A new report from an environmental watchdog group highlights the presence of lead in drinking water at child care facilities in Chicago and across the country.
The nonprofit Environmental Defense Fund recently tested drinking water for lead at 11 child care facilities in the U.S., including four in Chicago that serve more than 600 kids from primarily low-income families. Results showed that seven of the 11 facilities tested had at least one drinking water sample in excess of EDF’s health-based benchmark of 3.8 parts per billion of lead, which is based on a model for a child having less than a 1 percent chance of increased blood lead levels.
Two of the facilities, including one in Chicago, had at least one sample that exceeded 80 parts per billion, which is 16 times higher than the lead level allowed in bottled water per regulations set by the U.S. Food and Drug Administration.

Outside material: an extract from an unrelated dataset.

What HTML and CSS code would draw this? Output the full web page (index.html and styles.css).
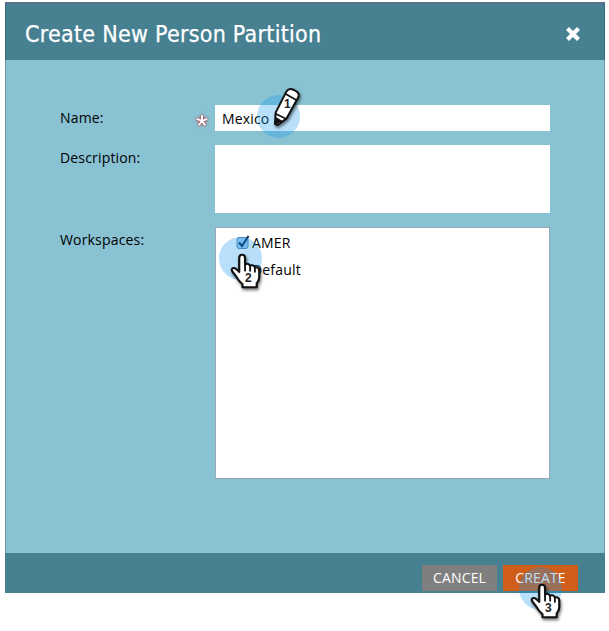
FILE: index.html
```html
<!DOCTYPE html>
<html lang="en">
<head>
<meta charset="utf-8">
<title>Create New Person Partition</title>
<link rel="stylesheet" href="styles.css">
</head>
<body>
<svg class="defs" width="0" height="0" aria-hidden="true">
  <symbol id="hand" viewBox="0 0 96 120" preserveAspectRatio="none">
    <path d="M28 58 V18 Q28 8 36 8 Q44 8 44 18 V38 Q53 32 58 41 Q67 37 71 46 Q82 44 83 55 V76 Q82 88 76 94 V106 H37 V97 Q27 88 20 74 L9 58 Q5 50 12 48 Q18 47 28 60 Z" fill="#fff" stroke="#111" stroke-width="6" stroke-linejoin="round"/>
    <path d="M44 37 V56 M58 41 V57 M71 46 V60" fill="none" stroke="#111" stroke-width="5" stroke-linecap="round"/>
  </symbol>
</svg>
<div class="dialog">
  <header class="header">
    <h1 class="title">Create New Person Partition</h1>
    <svg class="close" viewBox="0 0 14 14"><path d="M2.2 2.2 11.8 11.8M11.8 2.2 2.2 11.8" stroke="#fff" stroke-width="3.7"/></svg>
  </header>
  <main class="form">
    <div class="row">
      <label class="label">Name:</label>
      <svg class="required" viewBox="0 0 20 20"><path d="M10 11V4M10 11 3.5 8.5M10 11 16.5 8.5M10 11 6 16.5M10 11 14 16.5" stroke="#fff" stroke-width="2.4"/></svg>
      <div class="field name">Mexico</div>
    </div>
    <div class="row">
      <label class="label">Description:</label>
      <div class="field description"></div>
    </div>
    <div class="row">
      <label class="label">Workspaces:</label>
      <div class="field workspaces">
        <div class="option"><svg class="checkbox" viewBox="0 0 14 16"><rect x="1" y="3.5" width="11" height="11" rx="2" fill="#9fcdf1" stroke="#6282a5"/><path d="M3 8.5 6 12 12.5 2" fill="none" stroke="#102f58" stroke-width="2.2"/></svg>AMER</div>
        <div class="option second">Default</div>
      </div>
    </div>
  </main>
  <footer class="footer">
    <div class="button">CANCEL</div>
    <div class="button primary">CREATE</div>
  </footer>
</div>
<div class="marker one">
  <svg class="pencil" viewBox="0 0 96 126"><path d="M18 114 20 80 52 17 Q60 4 75 12 L82 16 Q94 23 87 35 L53 97 26 117 Z" fill="#fff" stroke="#111" stroke-width="6" stroke-linejoin="round"/><path d="M49 23 83 43 M20 83 52 99" stroke="#111" stroke-width="5"/><path d="M20 93 18 117 41 105 Z" fill="#111"/></svg>
  <span class="number">1</span>
</div>
<div class="marker two"><svg class="hand"><use href="#hand"/></svg><span class="number">2</span></div>
<div class="marker three"><svg class="hand"><use href="#hand"/></svg><span class="number">3</span></div>
</body>
</html>
```
FILE: styles.css
```css
* { box-sizing: border-box; }
body {
  position: relative;
  width: 609px;
  height: 631px;
  margin: 0;
  padding: 2px 4px 0 5px;
  overflow: hidden;
  background: #fff;
  color: #000;
  font: 14px/20px "Open Sans", "Noto Sans", sans-serif;
  letter-spacing: .17px;
}
.defs { position: absolute; }
.dialog {
  display: flex;
  flex-direction: column;
  height: 591px;
  background: #89c2d3;
  border-left: 1px solid #6a9eb0;
  border-right: 1px solid #6a9eb0;
}
.header {
  display: flex;
  align-items: center;
  justify-content: space-between;
  flex: 0 0 58px;
  margin: 0 -1px;
  padding: 2px 23px 0 19px;
  background: #468091;
  border: 1px solid #376c80;
  border-top: 2px solid #5a6f8c;
  border-bottom: 0;
}
.title {
  margin: 2px 0 0;
  color: #fff;
  font: 400 23px/32px "DejaVu Sans Condensed", "DejaVu Sans", sans-serif;
  font-stretch: condensed;
  letter-spacing: .27px;
  -webkit-text-stroke: .25px #fff;
  white-space: nowrap;
}
.close { width: 16px; height: 16px; margin-top: 2px; }
.form {
  display: flex;
  flex: 1;
  flex-direction: column;
  padding: 45px 54px 0;
}
.row { display: flex; align-items: flex-start; margin-bottom: 14px; }
.label { width: 136px; padding-top: 3px; }
.required {
  width: 16px;
  height: 16px;
  margin: 7px 5px 0 -2px;
  filter: drop-shadow(0 0 1px #b93232) drop-shadow(0 0 1px rgba(185, 50, 50, .5));
}
.label + .field { margin-left: 19px; }
.field { width: 335px; background: #fff; }
.name { height: 26px; padding: 4px 7px; }
.description { height: 68px; }
.workspaces { height: 252px; padding: 5px 20px; border: 1px solid #9aa9b8; }
.option { display: flex; align-items: center; height: 20px; }
.checkbox { width: 14px; height: 16px; margin: -3px 2px 0 0; }
.second { margin-top: 7px; padding-left: 16px; }
.footer {
  display: flex;
  flex: 0 0 40px;
  align-items: flex-start;
  justify-content: flex-end;
  gap: 6px;
  margin: 0 -1px;
  padding: 12px 27px 0;
  background: #468091;
}
.button {
  width: 75px;
  height: 26px;
  background: #7f7f7f;
  color: #fff;
  line-height: 26px;
  text-align: center;
}
.primary { background: #d05d19; }
.marker {
  position: absolute;
  width: 43px;
  height: 43px;
  border-radius: 50%;
  background: rgba(22, 152, 238, .3);
}
.one { left: 257px; top: 95px; }
.two { left: 219px; top: 237px; }
.three { left: 519px; top: 567px; }
.hand, .pencil {
  position: absolute;
  overflow: visible;
  filter: drop-shadow(1px 2px 1.5px rgba(0, 0, 0, .55));
}
.hand { left: 10px; top: 15px; width: 35px; height: 40px; }
.pencil { left: 12px; top: -9px; width: 32px; height: 42px; }
.number {
  position: absolute;
  left: 26px;
  top: 34px;
  color: #222;
  font: 700 12px/14px "Liberation Sans", sans-serif;
}
.one .number { left: 27px; top: 2px; }
```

The U.S. Environmental Protection Agency and the Centers for Disease Control and Prevention both say no amount of lead in water is safe. In children, low levels of lead exposure have been linked to nervous system damage, learning disabilities, stunted growth, impaired hearing and impaired formation and function of blood cells, according to the EPA.
Sarah Vogel, EDF’s vice president of health, said much of the recent national attention on lead in drinking water has focused on schools as opposed to child care centers.
“That’s very important, but children under the age of six are most vulnerable to the detrimental impacts of lead,” Vogel said in a statement. “With over 4 million children under five years old in child care facilities across the country, it is crucial that these facilities test their drinking water and, when necessary, take action.”
EDF’s pilot project involved 1,500 water samples and resulted in the replacement of 26 plumbing fixtures, with half of them at day care centers in Chicago. The report does not include names of the facilities tested.
As part of its study, the organization also replaced lead service lines – the lead pipe connecting the main under the street to buildings – at two facilities, including one in Chicago. When present, lead service lines contribute to 50-75 percent of lead in drinking water, according to EDF. Estimates show that Chicago has more lead service lines than any other U.S. city, based largely on the fact that Chicago required them by law until they were banned by Congress in 1986.
Results from EDF’s pilot study come as facilities in Illinois begin mandated testing as a result of the state’s new law requiring schools and day care centers test their drinking water for lead. The law, which took effect in January 2017, required schools built before 1987 to complete testing by the end of 2017. Schools built between 1987 and 2000 must complete testing by the end of this year.
Deadlines for testing at day care centers have yet to be set by the state’s Children and Family Services and Public Health departments.